Found this interesting chart in the US ...
Interesting enough, they have been pretty quick to burst their bubble ... not the case in Europe ...
My question is: "Why Europe is different ... furthermore what is different in Finland?"
http://mysite.verizon.net/vzeqrguz/housingbubble/

waterborne said...

Interested in knowing, is this a silk purse or a sow's ear?
19 malminkatu Pori
http://www.jokakoti.fi/myytavat+asunnot/Omakotitalo/P%C3%A4%C3%A4rn%C3%A4inen/Pori/20ac0

It has the location^3 thing going but needs lots of work. I wonder if the 'bubble' you speak of is more Helsinki problem than a Finland problem?

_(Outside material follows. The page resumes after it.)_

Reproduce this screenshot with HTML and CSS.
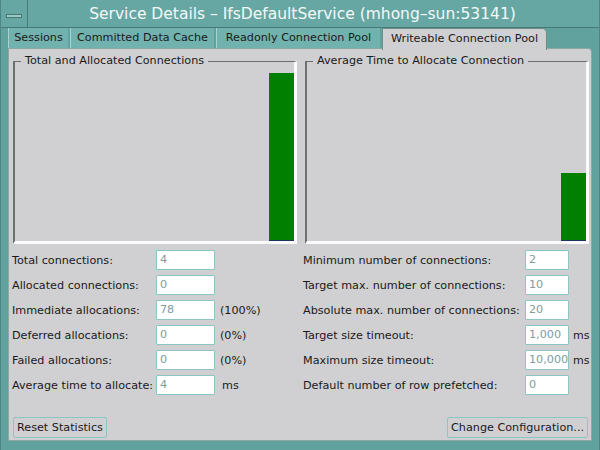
FILE: index.html
```html
<!DOCTYPE html>
<html>
<head>
<meta charset="utf-8">
<link rel="stylesheet" href="styles.css">
</head>
<body>
<div class="window">
  <div class="titlebar">
    <div class="menubtn"><span class="dash"></span></div>
    <div class="title">Service Details – IfsDefaultService (mhong–sun:53141)</div>
  </div>
  <div class="tabs">
    <div class="tab t1">Sessions</div>
    <div class="tab t2">Committed Data Cache</div>
    <div class="tab t3">Readonly Connection Pool</div>
    <div class="tab t4 active">Writeable Connection Pool</div>
  </div>
  <div class="panel">
    <div class="charts">
      <fieldset class="chart">
        <legend>Total and Allocated Connections</legend>
        <div class="plot"><div class="bar" style="height:168px"></div></div>
      </fieldset>
      <fieldset class="chart">
        <legend>Average Time to Allocate Connection</legend>
        <div class="plot"><div class="bar" style="height:68px"></div></div>
      </fieldset>
    </div>
    <div class="forms">
      <div class="form left">
        <span class="lbl">Total connections:</span><span class="fld">4</span><span class="suf"></span>
        <span class="lbl">Allocated connections:</span><span class="fld">0</span><span class="suf"></span>
        <span class="lbl">Immediate allocations:</span><span class="fld">78</span><span class="suf">(100%)</span>
        <span class="lbl">Deferred allocations:</span><span class="fld">0</span><span class="suf">(0%)</span>
        <span class="lbl">Failed allocations:</span><span class="fld">0</span><span class="suf">(0%)</span>
        <span class="lbl">Average time to allocate:</span><span class="fld">4</span><span class="suf ms">ms</span>
      </div>
      <div class="form right">
        <span class="lbl">Minimum number of connections:</span><span class="fld">2</span><span class="suf"></span>
        <span class="lbl">Target max. number of connections:</span><span class="fld">10</span><span class="suf"></span>
        <span class="lbl">Absolute max. number of connections:</span><span class="fld">20</span><span class="suf"></span>
        <span class="lbl">Target size timeout:</span><span class="fld">1,000</span><span class="suf">ms</span>
        <span class="lbl">Maximum size timeout:</span><span class="fld">10,000</span><span class="suf">ms</span>
        <span class="lbl">Default number of row prefetched:</span><span class="fld">0</span><span class="suf"></span>
      </div>
    </div>
    <div class="buttons">
      <button class="btn">Reset Statistics</button>
      <button class="btn">Change Configuration...</button>
    </div>
  </div>
</div>
</body>
</html>
```
FILE: styles.css
```css
* { box-sizing: border-box; }
html, body { margin: 0; padding: 0; }
body {
  width: 600px;
  height: 450px;
  overflow: hidden;
  font-family: "DejaVu Sans", sans-serif;
  font-size: 11px;
  color: #1a1a1a;
  background: #62a29e;
}
.window {
  width: 600px;
  height: 450px;
  display: flex;
  flex-direction: column;
  background: #62a29e;
  border-left: 1px solid #4d8683;
  border-right: 1px solid #4d8683;
}
.titlebar {
  height: 28px;
  display: flex;
  align-items: stretch;
  border-bottom: 1px solid #457a77;
  background: #67a7a3;
}
.menubtn {
  width: 27px;
  border-right: 1px solid #457a77;
  display: flex;
  align-items: center;
  justify-content: center;
  padding-top: 4px;
}
.dash {
  width: 16px;
  height: 4px;
  background: #9fc9c6;
  border: 1px solid #457a77;
}
.title {
  flex: 1;
  text-align: center;
  color: #f4f8f8;
  font-size: 15.5px;
  line-height: 28px;
  padding-right: 22px;
}
.tabs {
  height: 20px;
  display: flex;
  padding-left: 7px;
  background: #62a29e;
}
.tab {
  background: #72b2ae;
  line-height: 20px;
  margin-right: 2px;
  border-left: 1px solid #a8d4d0;
  font-size: 11.2px;
  text-align: center;
}
.t1 { width: 60px; }
.t2 { width: 144px; }
.t3 { width: 164px; }
.t4 { width: 165px; }
.tab.active {
  background: #d0d0d2;
  border: 1px solid #6f8e8c;
  border-bottom: none;
  border-top-right-radius: 5px;
  height: 22px;
  position: relative;
  z-index: 1;
}
.panel {
  flex: 1;
  margin: 0 7px 9px 7px;
  background: #d0d0d2;
  border: 1px solid #8ea8a6;
  border-top-right-radius: 4px;
  display: flex;
  flex-direction: column;
  padding: 6px 3px 2px 4px;
}
.charts {
  display: grid;
  grid-template-columns: 284px 284px;
  column-gap: 8px;
  height: 189px;
}
.chart {
  margin: 0;
  padding: 0;
  border-top: 1px solid #6e6e6e;
  border-left: 2px solid #6e6e6e;
  border-right: 3px solid #fbfbfb;
  border-bottom: 3px solid #fbfbfb;
  min-width: 0;
  display: flex;
}
.chart legend {
  padding: 0 4px 0 4px;
  margin-left: 6px;
  font-size: 11.2px;
  line-height: 12px;
}
.plot {
  flex: 1;
  display: flex;
  align-items: flex-end;
  justify-content: flex-end;
}
.bar {
  width: 25px;
  background: #007f00;
  border-bottom: 1px solid #203060;
}
.forms {
  display: flex;
  margin-top: 6px;
}
.form {
  display: grid;
  row-gap: 5px;
  grid-auto-rows: 20px;
  align-items: center;
}
.form.left {
  grid-template-columns: 144px 59px 80px;
  margin-left: -1px;
}
.form.right {
  grid-template-columns: 222px 44px 24px;
  margin-left: 8px;
}
.lbl {
  white-space: nowrap;
  font-size: 11.2px;
}
.fld {
  height: 20px;
  background: #ffffff;
  border: 1px solid #8cc6c4;
  border-radius: 1px;
  color: #7c9e9c;
  padding-left: 3px;
  line-height: 18px;
  font-size: 11.2px;
  white-space: nowrap;
  overflow: hidden;
}
.suf {
  padding-left: 5px;
  white-space: nowrap;
  font-size: 11.2px;
}
.form.right .suf { padding-left: 4px; font-size: 11px; }
.suf.ms { padding-left: 7px; }
.buttons {
  margin-top: auto;
  display: flex;
  justify-content: space-between;
}
.btn {
  font-family: "DejaVu Sans", sans-serif;
  font-size: 11.2px;
  color: #1a1a1a;
  background: #d0d0d2;
  border: 1px solid #8cc6c4;
  border-radius: 2px;
  height: 21px;
  padding: 0 3px;
}
```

After all, most of Finland has MUCH lower cost/m2 values and speculation must certainly be more scare where growth is also scarce?

Anonymous said...

True that it sticks a bit more to the "Grand Helsinki", although you can also find new construction programs in much smaller cities such as Vaasa, Pori, Kuopio with price per m2 above 3500€/m2, which may look a bit odd.
I would say that this system enabling the real estate developer to substitute the bank is one of the main reasons explaining these still very high market prices.
Because I think they, unluckily for the helpless honest buyers, and taking into account the tremendous margins I mentioned above, have the shoulders to wait several months before having to lower their prices and therefore affect the market prices.